Saturday, 2 August 2014

We Are All Completely Beside Ourselves

After a recent change in jobs, I've gone from a twenty two minute walk to work to a thirty-seven minute commute on the central line. Carriages filled with suits. Eyes on ipads. Michael McIntyre, (whom I love) has a really fantastic quote of tube reading, "You get on in the morning and every single person is reading the Metro. Everyone, everyone. Why doesn't one person just read it to the carriage?"

Yes, finding out the weather for the week is important, and the "Good Deeds Feed" does restore a certain faith in reality that is often lost, but a time to sit for near on forty minutes, or even folk who have a twenty minute journey, should be taken advantage of  and a spine should be opened not a paper. Catapult yourself anywhere other than the overwhelmingly humid swarm of people surrounding you.


Karen Joy Fowler's novel is my first one to read on The Man Booker List. Charmingly modest in size to fit easily into a bag or briefcase, or even an over coat pocket. But this is the tube, in summer, so I doubt any of those commuting through London are donning the overcoat as they leave their front door. So, let's get back to the book. Charming in size and charming in nature.
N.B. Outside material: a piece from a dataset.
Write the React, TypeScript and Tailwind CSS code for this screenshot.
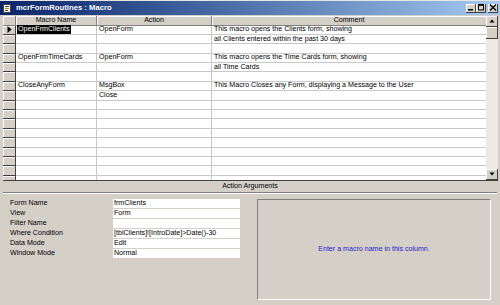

The words are as light as a pretty little fairy-cake without being overly sweetened or synthetically sugared. The prologue, as indeed, with the rest of the book, hops and skips it's way over childhood memories. The narrator darting back to resurfacing visions, smells and feelings as she tells this story of her upbringing. This is a book focusing on family, on family values, and how parents chose to raise their children. Rosemary, a daughter, now adult, is depicting where she thinks her parents went wrong and how this effected her, at the time, and who it has made her in the present.

To reveal a little of my own personal status, I am currently dealing with a broken family situation, and thus many of the sentences rang true to me, easy to relate to. But then no family is ever perfect, and I suppose everyone has that moment when they are an adult, when they realise that actually their own family doesn't make sense. It doesn't fit the rules, the fairy stories, the happy ever afters. Reading this, I imagine, we all will find similarities that will draw us further into the book;

[On speaking about her Mother] "I think now that she was one of those women who loved her children so much there was really no room for anyone else."

"If your brother loves you, I say it counts for something."

"In most families, there is a favourite child. Parents deny it, and maybe they truly don't see it, but it's obvious to the children."


Rosemary has a unique upbringing. This is all I'm saying as I most definitely do not want to spoil this for anyone, as the unsaid factor defines Rosemary. It was not a gasp out loud moment, nor was it a shock. It quite simply made my eyebrows rise slightly, my forehead crease in intrigue, my lips to form an "o" shape as I whispered, "oooo that's clever".

I have less than a hundred pages left and I will finish it by the time this weekend slips into Monday. I have an inkling of where I want Rosemary to be by the end but I'm not certain this will happen.  Ms Fowler is leading me there gently, meandering away from anything that would seem to easy, and skimming in stones of curiosity to keep me on my toes.